[Goal] Return the full listing exactly as it is written.

[Available data]
━━━━━━━━

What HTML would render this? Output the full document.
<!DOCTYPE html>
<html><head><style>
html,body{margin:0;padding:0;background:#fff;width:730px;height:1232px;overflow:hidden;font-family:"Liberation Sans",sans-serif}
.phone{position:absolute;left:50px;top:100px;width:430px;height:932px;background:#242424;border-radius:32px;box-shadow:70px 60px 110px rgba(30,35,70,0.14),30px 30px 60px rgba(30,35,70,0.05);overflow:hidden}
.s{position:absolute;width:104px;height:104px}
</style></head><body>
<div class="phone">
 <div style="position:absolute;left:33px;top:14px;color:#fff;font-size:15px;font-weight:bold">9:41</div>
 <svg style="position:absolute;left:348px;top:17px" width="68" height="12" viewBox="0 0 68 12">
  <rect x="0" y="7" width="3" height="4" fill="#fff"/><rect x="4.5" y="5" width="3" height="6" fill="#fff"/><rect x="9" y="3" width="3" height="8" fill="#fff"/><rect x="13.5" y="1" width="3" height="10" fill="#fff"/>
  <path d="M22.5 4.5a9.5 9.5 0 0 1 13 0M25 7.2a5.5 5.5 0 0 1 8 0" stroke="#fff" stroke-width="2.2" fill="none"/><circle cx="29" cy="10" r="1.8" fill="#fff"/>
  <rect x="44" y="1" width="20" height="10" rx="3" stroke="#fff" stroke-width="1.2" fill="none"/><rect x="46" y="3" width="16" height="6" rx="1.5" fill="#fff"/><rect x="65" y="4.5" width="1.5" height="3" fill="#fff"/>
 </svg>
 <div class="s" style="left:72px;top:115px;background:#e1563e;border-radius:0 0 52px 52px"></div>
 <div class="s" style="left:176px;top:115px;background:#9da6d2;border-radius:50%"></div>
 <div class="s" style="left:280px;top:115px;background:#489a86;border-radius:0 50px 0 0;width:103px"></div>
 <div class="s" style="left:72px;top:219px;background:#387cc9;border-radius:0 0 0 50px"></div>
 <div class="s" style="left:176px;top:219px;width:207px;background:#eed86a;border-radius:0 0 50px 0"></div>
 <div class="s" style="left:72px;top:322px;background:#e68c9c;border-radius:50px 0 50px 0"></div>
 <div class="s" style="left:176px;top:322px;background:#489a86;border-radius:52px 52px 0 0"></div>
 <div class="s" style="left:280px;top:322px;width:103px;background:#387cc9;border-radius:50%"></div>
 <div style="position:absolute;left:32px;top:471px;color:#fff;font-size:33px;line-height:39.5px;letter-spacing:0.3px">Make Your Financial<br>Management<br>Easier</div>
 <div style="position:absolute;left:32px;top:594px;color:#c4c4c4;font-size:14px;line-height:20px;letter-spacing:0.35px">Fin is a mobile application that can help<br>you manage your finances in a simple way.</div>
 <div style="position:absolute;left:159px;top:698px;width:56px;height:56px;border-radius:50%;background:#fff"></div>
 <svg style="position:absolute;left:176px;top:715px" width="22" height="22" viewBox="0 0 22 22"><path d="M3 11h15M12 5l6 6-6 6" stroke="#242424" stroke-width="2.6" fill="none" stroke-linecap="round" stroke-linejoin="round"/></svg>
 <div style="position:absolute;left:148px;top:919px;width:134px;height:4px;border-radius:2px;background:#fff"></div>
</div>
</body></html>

━━━━━━━━

[Written response]
What HTML would render this? Output the full document.
<!DOCTYPE html>
<html><head><style>
html,body{margin:0;padding:0;background:#fff;width:730px;height:1232px;overflow:hidden;font-family:"Liberation Sans",sans-serif}
.phone{position:absolute;left:50px;top:100px;width:430px;height:932px;background:#242424;border-radius:32px;box-shadow:70px 60px 110px rgba(30,35,70,0.14),30px 30px 60px rgba(30,35,70,0.05);overflow:hidden}
.s{position:absolute;width:104px;height:104px}
</style></head><body>
<div class="phone">
 <div style="position:absolute;left:33px;top:14px;color:#fff;font-size:15px;font-weight:bold">9:41</div>
 <svg style="position:absolute;left:348px;top:17px" width="68" height="12" viewBox="0 0 68 12">
  <rect x="0" y="7" width="3" height="4" fill="#fff"/><rect x="4.5" y="5" width="3" height="6" fill="#fff"/><rect x="9" y="3" width="3" height="8" fill="#fff"/><rect x="13.5" y="1" width="3" height="10" fill="#fff"/>
  <path d="M22.5 4.5a9.5 9.5 0 0 1 13 0M25 7.2a5.5 5.5 0 0 1 8 0" stroke="#fff" stroke-width="2.2" fill="none"/><circle cx="29" cy="10" r="1.8" fill="#fff"/>
  <rect x="44" y="1" width="20" height="10" rx="3" stroke="#fff" stroke-width="1.2" fill="none"/><rect x="46" y="3" width="16" height="6" rx="1.5" fill="#fff"/><rect x="65" y="4.5" width="1.5" height="3" fill="#fff"/>
 </svg>
 <div class="s" style="left:72px;top:115px;background:#e1563e;border-radius:0 0 52px 52px"></div>
 <div class="s" style="left:176px;top:115px;background:#9da6d2;border-radius:50%"></div>
 <div class="s" style="left:280px;top:115px;background:#489a86;border-radius:0 50px 0 0;width:103px"></div>
 <div class="s" style="left:72px;top:219px;background:#387cc9;border-radius:0 0 0 50px"></div>
 <div class="s" style="left:176px;top:219px;width:207px;background:#eed86a;border-radius:0 0 50px 0"></div>
 <div class="s" style="left:72px;top:322px;background:#e68c9c;border-radius:50px 0 50px 0"></div>
 <div class="s" style="left:176px;top:322px;background:#489a86;border-radius:52px 52px 0 0"></div>
 <div class="s" style="left:280px;top:322px;width:103px;background:#387cc9;border-radius:50%"></div>
 <div style="position:absolute;left:32px;top:471px;color:#fff;font-size:33px;line-height:39.5px;letter-spacing:0.3px">Make Your Financial<br>Management<br>Easier</div>
 <div style="position:absolute;left:32px;top:594px;color:#c4c4c4;font-size:14px;line-height:20px;letter-spacing:0.35px">Fin is a mobile application that can help<br>you manage your finances in a simple way.</div>
 <div style="position:absolute;left:159px;top:698px;width:56px;height:56px;border-radius:50%;background:#fff"></div>
 <svg style="position:absolute;left:176px;top:715px" width="22" height="22" viewBox="0 0 22 22"><path d="M3 11h15M12 5l6 6-6 6" stroke="#242424" stroke-width="2.6" fill="none" stroke-linecap="round" stroke-linejoin="round"/></svg>
 <div style="position:absolute;left:148px;top:919px;width:134px;height:4px;border-radius:2px;background:#fff"></div>
</div>
</body></html>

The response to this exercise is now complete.